In this task N will be in the range [1, 10^12].

Your function will receive one argument - the number N. It must return one integer - the number of all factors of N as described above.

Here is an example test case:

SAMPLE INPUT

12

SAMPLE OUTPUT

6

Solution

All integer factors of a given integer N are the product of some subset of the prime factors of N. One could think that if we just count all subsets of the prime factors of N we would get the answer. However, this won’t give you the correct answer in many cases. The reason is that if N has several prime factors that are equal it doesn’t matter, which of them are used when forming the subsets. Here is an example with N=12, 12 = 2 * 2 * 3. Its factors are 1, 2, 3, 4, 6, 12. All subsets of the prime factors are 2^3 = 8 but 12 only has 6 different factors. This is because it has 2 as a factor twice. So, we need something smarter to compute the answer.

If we think about it we can group the prime factors by value. For 12 we would have 2 groups: 2 times the factor 2 and 1 time the factor 3. To form a factor of N we would need to choose from each group the number of factors to use: from 0 up to the number of factors in the group. Once we have chosen how many factors to use from each group we multiple them and this produces a factor of N. This would mean that if Gi is the number of factors in the i-th group there will be (G1 + 1) * (G2 + 1) * ... * (Gk + 1) different ways to choose factors from the groups.

This product gives us the desired count of all integer factors of N.

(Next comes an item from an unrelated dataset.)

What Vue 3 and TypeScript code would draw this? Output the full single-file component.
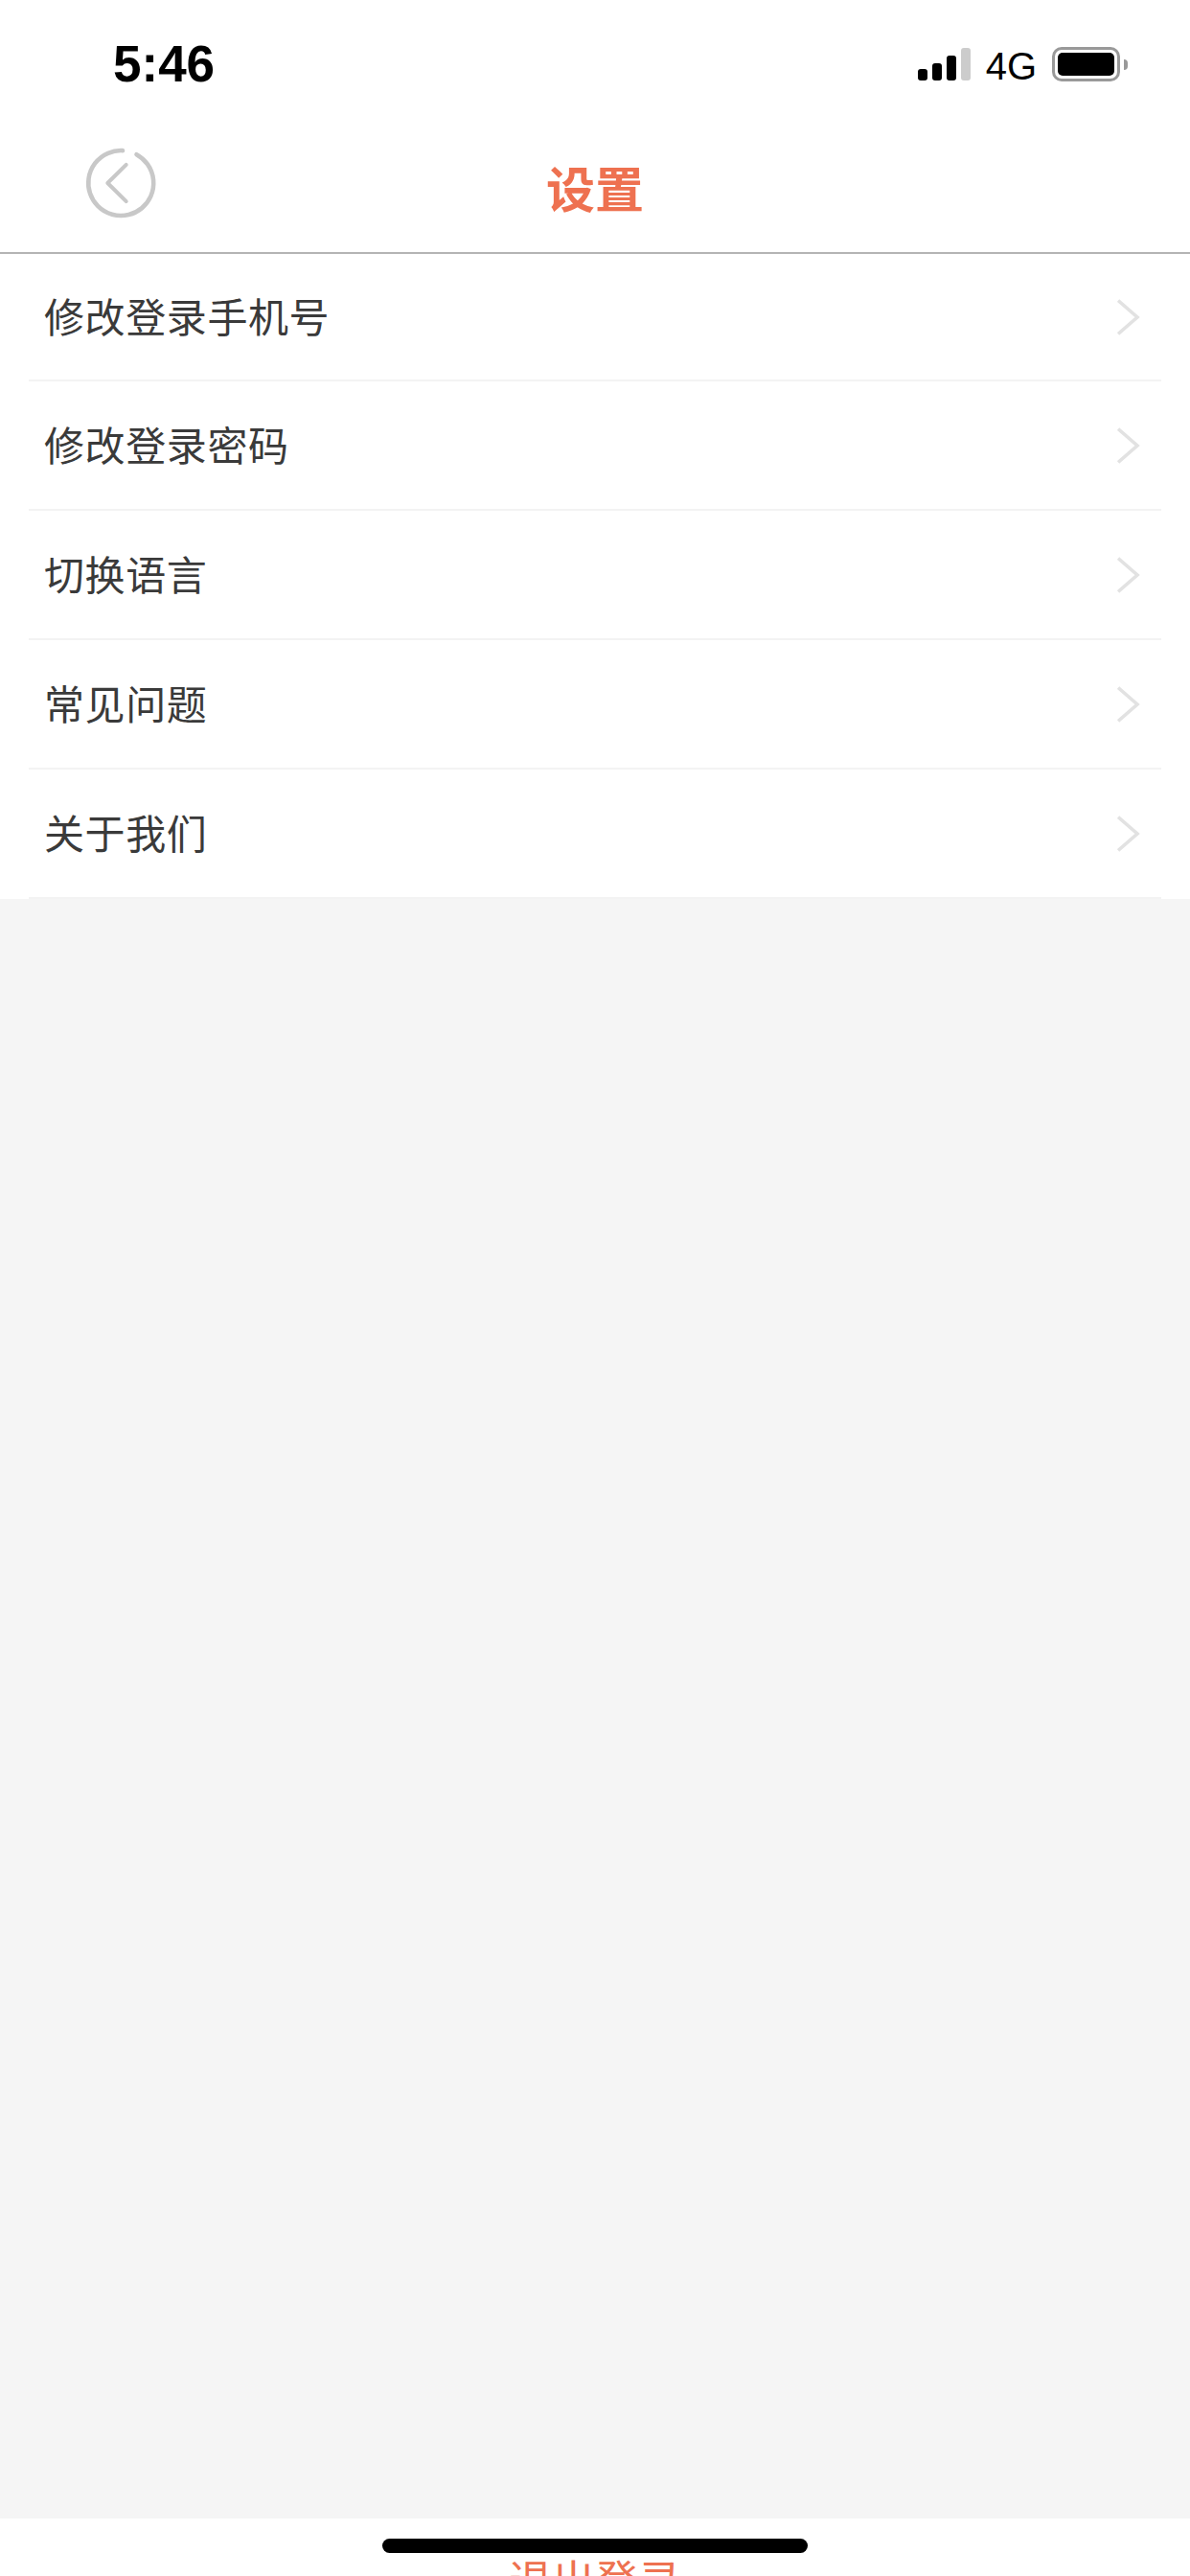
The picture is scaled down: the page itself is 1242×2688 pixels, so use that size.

Now we need to find an efficient way to find all prime factors of N and we are done with this problem. Finding the prime factors is a classic problem, one that you should definitely be confident solving at an interview.

An approach that may come to mind first is to iterate over positive integers starting at 2 until we reach N. For each number we check if it divides N and if the number is prime. If both conditions are met it is a prime factor of N. To check if a number P is prime we could check if any number between 2 and the squared root of P divides it. If there is none such number then P is prime. This approach could work fast enough in some situations but there are two problems: 1) we will iterate over all numbers between 1 and N and 2) for all factors of N we will run another O(sqrt(P)) steps to check if the number is prime. For our task’s constraints this will be too slow for some test cases.

One quick optimization is not to iterate all numbers between 1 and N but to only try the numbers between 1 and the squared root of N. Each time we find a prime factor we divide N by it as many times as needed. In the end the remaining value will either be 1, or something bigger than 1. If it’s bigger than 1, this means that N has a prime factor, which is bigger than the squared root of N.

The second efficiency problem described above can be resolved by using a technique called “the sieve of Eratosthenes”. It allows us to find the prime numbers in a given range more quickly then just checking for each number if it’s prime or not.

The idea is that we maintain in memory an array P, for which P[i] tells us if i is primer or not. In the beginning we set all values of P to true. Then we start to iterate from 2 up to the other end of the range to cover. For each number i we iterate we check if P[i] is currently marked as prime. If it is we run a nested loop starting from i * i with a step of i and mark the values that we iterate as not primer because obviously i is a factor for them.

Once we reach the end of the array P it will have correct values indicating, which numbers are prime. You can read a lot more about this algorithm on the Internet. There is plenty of explanation and analysis done.

Let’s apply this idea to the solution described above. We already said that we will only iterate between 1 and the squared root of N. We can iterate over these numbers and apply the sieve of Eratosthenes at the same time. This way, once we reach a number we will have in P information about whether it is prime or not. This will speed up the solution compared to the version in which we check for each factor if it’s primer or not. Below is a solution in Ruby:

# n is the input integer for the task
limit = Math.sqrt(n).to_i

is_prime = [true] * limit

i = 2
ans = 1

while i <= limit
  if is_prime[i]
    cnt = 0
    while n % i == 0
      n /= i
      cnt += 1
    end

    ans *= (cnt + 1)

    j = i*i
    while j <= limit
      is_prime[j] = false
      j += i
    end
  end

  i += 1
end

ans *= 2 if n > 1

puts ans